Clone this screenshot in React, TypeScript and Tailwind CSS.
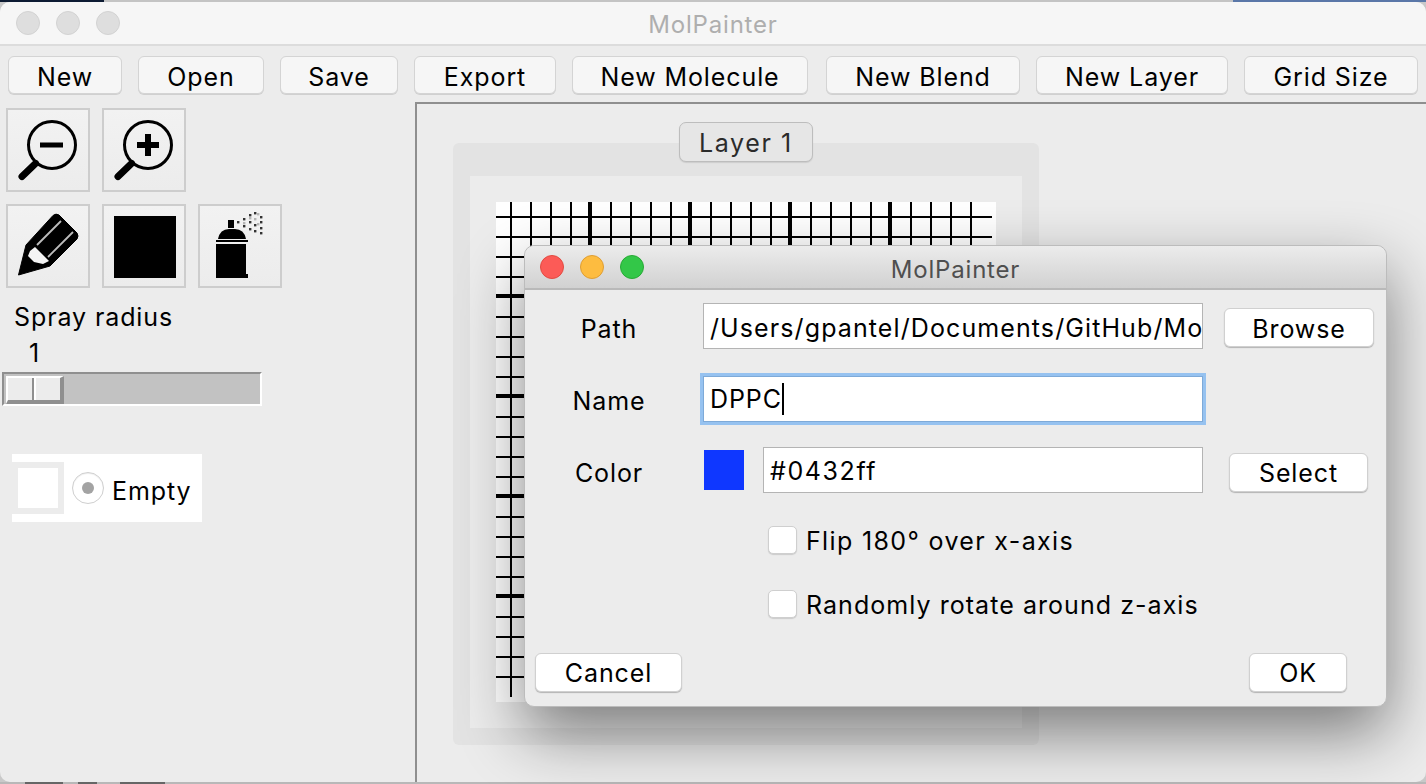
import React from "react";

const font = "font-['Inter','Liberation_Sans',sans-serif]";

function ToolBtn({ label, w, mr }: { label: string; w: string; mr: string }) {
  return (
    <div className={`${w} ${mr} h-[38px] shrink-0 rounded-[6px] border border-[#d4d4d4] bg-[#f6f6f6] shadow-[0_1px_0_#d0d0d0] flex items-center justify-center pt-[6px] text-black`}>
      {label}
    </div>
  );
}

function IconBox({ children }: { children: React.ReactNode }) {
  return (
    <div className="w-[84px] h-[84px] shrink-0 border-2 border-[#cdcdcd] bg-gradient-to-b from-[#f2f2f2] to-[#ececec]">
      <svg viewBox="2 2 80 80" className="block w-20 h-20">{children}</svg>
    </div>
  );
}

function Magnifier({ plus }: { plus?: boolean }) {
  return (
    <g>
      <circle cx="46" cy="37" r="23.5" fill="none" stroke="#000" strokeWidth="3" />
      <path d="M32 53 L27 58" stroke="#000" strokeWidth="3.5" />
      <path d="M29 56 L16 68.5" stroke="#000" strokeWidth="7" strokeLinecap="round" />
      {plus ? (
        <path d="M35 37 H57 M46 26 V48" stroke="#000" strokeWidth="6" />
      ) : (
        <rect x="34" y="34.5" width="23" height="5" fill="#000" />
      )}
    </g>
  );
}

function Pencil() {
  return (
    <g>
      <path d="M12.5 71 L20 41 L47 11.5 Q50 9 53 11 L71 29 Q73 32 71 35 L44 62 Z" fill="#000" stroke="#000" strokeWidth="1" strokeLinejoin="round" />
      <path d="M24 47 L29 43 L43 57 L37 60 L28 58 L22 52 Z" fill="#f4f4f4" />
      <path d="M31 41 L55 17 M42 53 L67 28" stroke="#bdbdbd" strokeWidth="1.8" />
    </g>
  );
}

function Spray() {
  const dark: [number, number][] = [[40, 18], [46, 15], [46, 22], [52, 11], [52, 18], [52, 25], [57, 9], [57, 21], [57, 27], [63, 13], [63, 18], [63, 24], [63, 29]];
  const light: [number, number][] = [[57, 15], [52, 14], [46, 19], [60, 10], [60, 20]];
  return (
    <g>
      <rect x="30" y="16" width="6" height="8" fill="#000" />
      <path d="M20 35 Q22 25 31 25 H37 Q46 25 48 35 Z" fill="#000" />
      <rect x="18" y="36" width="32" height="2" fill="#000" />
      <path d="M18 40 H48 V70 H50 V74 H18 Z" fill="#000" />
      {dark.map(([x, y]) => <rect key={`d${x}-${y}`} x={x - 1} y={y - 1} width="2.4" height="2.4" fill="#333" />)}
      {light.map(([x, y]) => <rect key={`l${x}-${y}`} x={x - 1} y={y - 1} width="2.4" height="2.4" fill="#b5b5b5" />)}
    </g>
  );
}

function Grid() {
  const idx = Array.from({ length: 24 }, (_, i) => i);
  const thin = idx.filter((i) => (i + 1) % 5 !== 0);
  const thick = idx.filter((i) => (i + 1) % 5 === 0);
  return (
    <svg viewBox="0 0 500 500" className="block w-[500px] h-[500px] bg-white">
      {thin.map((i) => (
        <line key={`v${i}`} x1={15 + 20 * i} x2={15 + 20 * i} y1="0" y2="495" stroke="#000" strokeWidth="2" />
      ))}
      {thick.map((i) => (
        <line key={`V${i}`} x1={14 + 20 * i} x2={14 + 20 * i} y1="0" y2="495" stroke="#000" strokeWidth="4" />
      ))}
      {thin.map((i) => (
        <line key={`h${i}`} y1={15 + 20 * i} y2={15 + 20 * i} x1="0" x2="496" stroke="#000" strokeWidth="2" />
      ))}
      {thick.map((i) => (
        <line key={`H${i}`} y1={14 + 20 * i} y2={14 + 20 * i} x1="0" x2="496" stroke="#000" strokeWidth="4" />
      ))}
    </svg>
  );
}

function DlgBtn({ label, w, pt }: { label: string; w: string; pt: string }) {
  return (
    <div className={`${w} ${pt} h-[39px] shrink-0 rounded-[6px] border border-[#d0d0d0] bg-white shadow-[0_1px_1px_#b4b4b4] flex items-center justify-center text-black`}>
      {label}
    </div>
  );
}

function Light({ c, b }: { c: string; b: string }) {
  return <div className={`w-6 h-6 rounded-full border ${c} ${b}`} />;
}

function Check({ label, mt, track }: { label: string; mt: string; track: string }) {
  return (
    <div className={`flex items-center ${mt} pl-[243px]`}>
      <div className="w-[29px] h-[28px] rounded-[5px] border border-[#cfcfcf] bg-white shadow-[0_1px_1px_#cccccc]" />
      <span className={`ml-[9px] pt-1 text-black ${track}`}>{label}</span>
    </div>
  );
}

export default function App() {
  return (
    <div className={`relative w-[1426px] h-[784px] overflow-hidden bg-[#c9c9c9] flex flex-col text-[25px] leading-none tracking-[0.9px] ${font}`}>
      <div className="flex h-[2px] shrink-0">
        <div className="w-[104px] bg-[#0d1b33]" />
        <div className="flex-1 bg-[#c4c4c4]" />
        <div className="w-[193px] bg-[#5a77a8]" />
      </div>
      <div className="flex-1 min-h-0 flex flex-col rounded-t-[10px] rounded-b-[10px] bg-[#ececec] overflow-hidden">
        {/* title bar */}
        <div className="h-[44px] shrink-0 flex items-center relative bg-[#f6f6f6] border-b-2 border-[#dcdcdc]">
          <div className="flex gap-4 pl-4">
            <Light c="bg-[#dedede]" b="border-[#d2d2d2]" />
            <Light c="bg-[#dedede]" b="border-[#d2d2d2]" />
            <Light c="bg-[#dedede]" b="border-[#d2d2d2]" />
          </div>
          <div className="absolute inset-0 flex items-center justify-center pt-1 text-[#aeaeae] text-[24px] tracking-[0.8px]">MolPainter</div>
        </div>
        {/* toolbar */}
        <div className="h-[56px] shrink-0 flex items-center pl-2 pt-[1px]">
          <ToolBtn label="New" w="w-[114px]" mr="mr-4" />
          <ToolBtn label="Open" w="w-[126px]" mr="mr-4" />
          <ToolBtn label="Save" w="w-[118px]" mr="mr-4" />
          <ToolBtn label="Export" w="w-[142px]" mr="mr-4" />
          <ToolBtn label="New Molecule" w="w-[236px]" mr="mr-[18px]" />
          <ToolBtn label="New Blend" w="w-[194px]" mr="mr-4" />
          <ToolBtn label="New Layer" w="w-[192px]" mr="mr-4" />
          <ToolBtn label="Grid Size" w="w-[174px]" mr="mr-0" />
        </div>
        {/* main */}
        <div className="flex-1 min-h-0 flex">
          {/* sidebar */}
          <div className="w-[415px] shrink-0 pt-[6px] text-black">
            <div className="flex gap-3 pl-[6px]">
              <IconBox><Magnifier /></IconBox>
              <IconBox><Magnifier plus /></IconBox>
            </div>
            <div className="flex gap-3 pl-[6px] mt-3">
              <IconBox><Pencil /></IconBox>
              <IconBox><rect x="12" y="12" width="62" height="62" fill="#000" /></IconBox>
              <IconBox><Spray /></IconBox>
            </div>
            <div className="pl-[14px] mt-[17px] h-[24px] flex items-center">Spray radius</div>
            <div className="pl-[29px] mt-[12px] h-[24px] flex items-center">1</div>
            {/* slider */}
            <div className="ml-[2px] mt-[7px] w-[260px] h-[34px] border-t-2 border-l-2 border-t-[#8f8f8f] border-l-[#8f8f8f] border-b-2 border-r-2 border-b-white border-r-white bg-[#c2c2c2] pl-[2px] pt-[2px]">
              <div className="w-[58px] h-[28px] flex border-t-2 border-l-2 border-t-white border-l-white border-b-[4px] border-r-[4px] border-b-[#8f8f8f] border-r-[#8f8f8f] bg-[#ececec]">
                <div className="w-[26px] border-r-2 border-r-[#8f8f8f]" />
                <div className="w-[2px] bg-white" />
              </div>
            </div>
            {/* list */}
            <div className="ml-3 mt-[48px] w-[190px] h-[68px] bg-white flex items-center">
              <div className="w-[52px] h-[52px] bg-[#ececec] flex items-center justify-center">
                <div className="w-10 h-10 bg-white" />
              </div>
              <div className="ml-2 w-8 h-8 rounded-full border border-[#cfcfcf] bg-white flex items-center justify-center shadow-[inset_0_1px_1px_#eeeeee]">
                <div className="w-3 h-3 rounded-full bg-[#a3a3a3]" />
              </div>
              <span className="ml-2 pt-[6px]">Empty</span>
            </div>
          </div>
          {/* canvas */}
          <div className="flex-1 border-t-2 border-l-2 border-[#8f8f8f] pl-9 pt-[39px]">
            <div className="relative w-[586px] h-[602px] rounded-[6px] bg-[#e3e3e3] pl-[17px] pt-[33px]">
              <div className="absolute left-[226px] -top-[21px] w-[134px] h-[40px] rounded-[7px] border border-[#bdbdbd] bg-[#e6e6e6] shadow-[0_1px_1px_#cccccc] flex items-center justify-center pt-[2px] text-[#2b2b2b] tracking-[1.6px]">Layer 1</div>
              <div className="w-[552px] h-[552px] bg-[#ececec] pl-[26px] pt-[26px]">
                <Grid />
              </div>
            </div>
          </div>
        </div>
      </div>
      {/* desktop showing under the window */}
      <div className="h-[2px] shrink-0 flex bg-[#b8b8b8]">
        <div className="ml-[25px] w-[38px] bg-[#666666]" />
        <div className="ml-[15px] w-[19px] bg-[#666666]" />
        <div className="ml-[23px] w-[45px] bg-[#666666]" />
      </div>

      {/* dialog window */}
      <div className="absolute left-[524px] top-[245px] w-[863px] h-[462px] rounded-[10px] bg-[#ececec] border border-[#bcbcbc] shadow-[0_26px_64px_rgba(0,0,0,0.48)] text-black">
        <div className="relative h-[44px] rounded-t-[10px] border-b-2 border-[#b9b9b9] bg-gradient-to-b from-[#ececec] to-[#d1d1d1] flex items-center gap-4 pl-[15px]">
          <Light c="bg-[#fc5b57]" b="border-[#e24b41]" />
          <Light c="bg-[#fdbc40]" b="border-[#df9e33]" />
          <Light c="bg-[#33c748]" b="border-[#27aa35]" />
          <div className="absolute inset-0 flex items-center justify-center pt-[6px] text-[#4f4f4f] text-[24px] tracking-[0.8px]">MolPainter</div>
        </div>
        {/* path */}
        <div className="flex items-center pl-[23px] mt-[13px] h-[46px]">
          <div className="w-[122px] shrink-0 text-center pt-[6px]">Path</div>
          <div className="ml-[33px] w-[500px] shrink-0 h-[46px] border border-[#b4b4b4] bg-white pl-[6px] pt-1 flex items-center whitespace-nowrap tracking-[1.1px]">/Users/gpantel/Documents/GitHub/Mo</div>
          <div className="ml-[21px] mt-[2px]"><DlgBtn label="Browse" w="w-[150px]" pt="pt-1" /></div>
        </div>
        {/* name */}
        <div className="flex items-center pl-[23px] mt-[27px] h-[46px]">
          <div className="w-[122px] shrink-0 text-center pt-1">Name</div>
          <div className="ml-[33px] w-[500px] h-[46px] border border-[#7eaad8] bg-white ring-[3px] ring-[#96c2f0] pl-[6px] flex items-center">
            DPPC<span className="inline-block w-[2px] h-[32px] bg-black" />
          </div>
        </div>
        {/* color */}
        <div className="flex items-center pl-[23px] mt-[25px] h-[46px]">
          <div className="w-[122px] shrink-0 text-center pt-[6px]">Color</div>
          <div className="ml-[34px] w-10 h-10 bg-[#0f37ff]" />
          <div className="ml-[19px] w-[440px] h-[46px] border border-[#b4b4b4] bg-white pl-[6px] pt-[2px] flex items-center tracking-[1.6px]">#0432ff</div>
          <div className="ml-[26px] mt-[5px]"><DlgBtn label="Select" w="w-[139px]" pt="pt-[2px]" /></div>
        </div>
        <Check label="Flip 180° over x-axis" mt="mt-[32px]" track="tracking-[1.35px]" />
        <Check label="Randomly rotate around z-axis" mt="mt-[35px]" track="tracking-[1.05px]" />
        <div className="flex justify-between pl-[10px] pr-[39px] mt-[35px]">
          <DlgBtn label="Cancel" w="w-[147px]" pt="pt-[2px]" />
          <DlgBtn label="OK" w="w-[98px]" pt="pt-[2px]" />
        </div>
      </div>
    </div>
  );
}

------------------------------------------------------------------------

#### Your goal:
Scan the lines above for "React", then copy every one that has it.

#### Written response:
Clone this screenshot in React, TypeScript and Tailwind CSS.
import React from "react";
function IconBox({ children }: { children: React.ReactNode }) {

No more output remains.